Feature Presentation: Solutions for climate change in a rapidly changing world
Wednesday, May 10, 2017 |
9:30 AM - 10:00 AM |
Overview
Professor Jean Palutikof, NCCARF
Details
Director
Speaker
Jean Palutikof
Director
National Climate Change Adaptation Research Facility
Solutions for climate change in a rapidly-changing world
ABSTRACT
Climate change over the twenty-first century has the potential to severely disrupt human activities and well-being, and to cause great damage to the natural environment. Climate change risks can be addressed through mitigation (reducing greenhouse gas concentrations in the atmosphere and adaptation (managing the impacts that climate change must inevitably cause. This talk will look at these options and explain the activities of the National Climate Change Adaptation Research Facility, which is working in Australia to support decision-makers seeking to adapt to climate change.
Biography
Professor Jean Palutikof is Director of the National Climate Change Adaptation Research Facility at Griffith University. She took up the role in October 2008, having previously managed the production of the Intergovernmental Panel on Climate Change (IPCC) Fourth Assessment Report for Working Group II (Impacts, Adaptation and Vulnerability), while based at the UK Met Office.
Prior to joining the Met Office, she was a Professor in the School of Environmental Sciences, and Director of the Climatic Research Unit, at the University of East Anglia, UK, where she worked from 1979 to 2004, and a Lecturer at the Department of Geography, University of Nairobi, Kenya, from 1974 to 1979.
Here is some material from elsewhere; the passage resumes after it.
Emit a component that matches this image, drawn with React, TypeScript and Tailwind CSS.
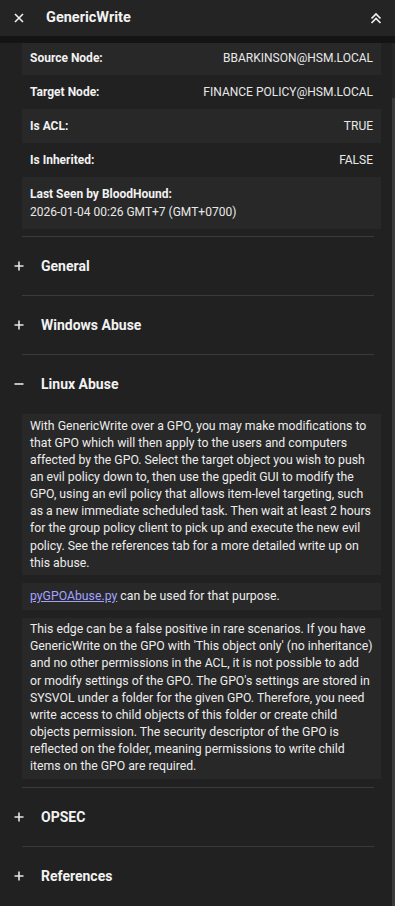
import React from "react";

const font = { fontFamily: "Roboto, 'Liberation Sans', sans-serif" };

function Plus() {
  return (
    <svg width="12" height="12" viewBox="0 0 12 12" className="shrink-0">
      <path d="M6 1.5v9M1.5 6h9" stroke="#e6e6e6" strokeWidth="1.6" />
    </svg>
  );
}
function Minus() {
  return (
    <svg width="12" height="12" viewBox="0 0 12 12" className="shrink-0">
      <path d="M1.5 6h9" stroke="#e6e6e6" strokeWidth="1.6" />
    </svg>
  );
}

function Row({ label, value, striped, first }: { label: string; value: string; striped?: boolean; first?: boolean }) {
  return (
    <div
      className={`flex items-center justify-between px-2 ${first ? "h-[32px] pb-[2px]" : "h-[34px]"} ${
        striped ? "bg-[#282828]" : ""
      }`}
    >
      <span className="text-[12px] font-bold text-[#f2f2f2]">{label}</span>
      <span className="text-[12px] text-[#e8e8e8]">{value}</span>
    </div>
  );
}

function Section({ title, open }: { title: string; open?: boolean }) {
  return (
    <div className="flex items-center h-[58px] pl-[13px]">
      {open ? <Minus /> : <Plus />}
      <span className="ml-[16px] text-[14px] font-bold text-[#f2f2f2]">{title}</span>
    </div>
  );
}

function Divider() {
  return <div className="h-px bg-[#3a3a3a] ml-[22px] w-[352px]" />;
}

export default function App() {
  return (
    <div className="relative w-[395px] h-[906px] overflow-hidden bg-[#212121] text-white" style={font}>
      <div className="flex items-center h-9 bg-[#242424] pl-[13px] pr-[12px]">
        <svg width="12" height="12" viewBox="0 0 12 12">
          <path d="M2 2l8 8M10 2l-8 8" stroke="#f0f0f0" strokeWidth="1.6" />
        </svg>
        <span className="ml-[21px] text-[14.5px] font-bold text-[#f2f2f2]">GenericWrite</span>
        <div className="ml-auto">
          <svg width="14" height="14" viewBox="0 0 14 14">
            <path d="M2.5 7.5L7 3l4.5 4.5M2.5 12L7 7.5l4.5 4.5" stroke="#f0f0f0" strokeWidth="1.7" fill="none" />
          </svg>
        </div>
      </div>
      <div className="h-[7px] bg-[#141414]" />
      <div className="pl-[22px] pr-[14px]">
        <Row label="Source Node:" value="BBARKINSON@HSM.LOCAL" striped first />
        <Row label="Target Node:" value="FINANCE POLICY@HSM.LOCAL" />
        <Row label="Is ACL:" value="TRUE" striped />
        <Row label="Is Inherited:" value="FALSE" />
        <div className="bg-[#282828] px-2 pt-[8px] pb-[8px] text-[12px] leading-[18px]">
          <div className="font-bold text-[#f2f2f2]">Last Seen by BloodHound:</div>
          <div className="text-[#e8e8e8]">2026-01-04 00:26 GMT+7 (GMT+0700)</div>
        </div>
      </div>
      <div className="h-[7px]" />
      <Divider />
      <Section title="General" />
      <Divider />
      <Section title="Windows Abuse" />
      <Divider />
      <Section title="Linux Abuse" open />
      <div className="mt-[1px] pl-[22px] pr-[14px] flex flex-col gap-[8px] text-[12.25px] leading-[17.15px] text-[#ececec]">
        <div className="bg-[#282828] px-2 py-[3.5px]">
          With GenericWrite over a GPO, you may make modifications to that GPO which will then apply to the users and
          computers affected by the GPO. Select the target object you wish to push an evil policy down to, then use the
          gpedit GUI to modify the GPO, using an evil policy that allows item-level targeting, such as a new immediate
          scheduled task. Then wait at least 2 hours for the group policy client to pick up and execute the new evil
          policy. See the references tab for a more detailed write up on this abuse.
        </div>
        <div className="bg-[#282828] px-2 py-[4.5px]">
          <span className="text-[#a3a3ff] underline">pyGPOAbuse.py</span> can be used for that purpose.
        </div>
        <div className="bg-[#282828] px-2 py-[3.5px]">
          This edge can be a false positive in rare scenarios. If you have GenericWrite on the GPO with 'This object
          only' (no inheritance) and no other permissions in the ACL, it is not possible to add or modify settings of
          the GPO. The GPO's settings are stored in SYSVOL under a folder for the given GPO. Therefore, you need write
          access to child objects of this folder or create child objects permission. The security descriptor of the GPO
          is reflected on the folder, meaning permissions to write child items on the GPO are required.
        </div>
      </div>
      <div className="h-[8.5px]" />
      <Divider />
      <Section title="OPSEC" />
      <Divider />
      <Section title="References" />
      <div className="absolute right-0 top-[43px] w-[3px] h-[55px] bg-[#262626]" />
      <div className="absolute right-0 top-[98px] bottom-0 w-[3px] bg-[#3a3a3a]" />
    </div>
  );
}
Her research interests focus on climate change impacts, and the application of climatic data to economic and planning issues. She specialises in the study of changes in extreme events and their impacts, especially windstorm. She was a Lead Author for Working Group II of the IPCC Second and Third Assessment Reports. She has authored more than 200 papers, articles and reports on the topic of climate change and climate variability. Her proudest moment to date was attending the ceremony in 2007 at which the IPCC was awarded the Nobel Peace Prize.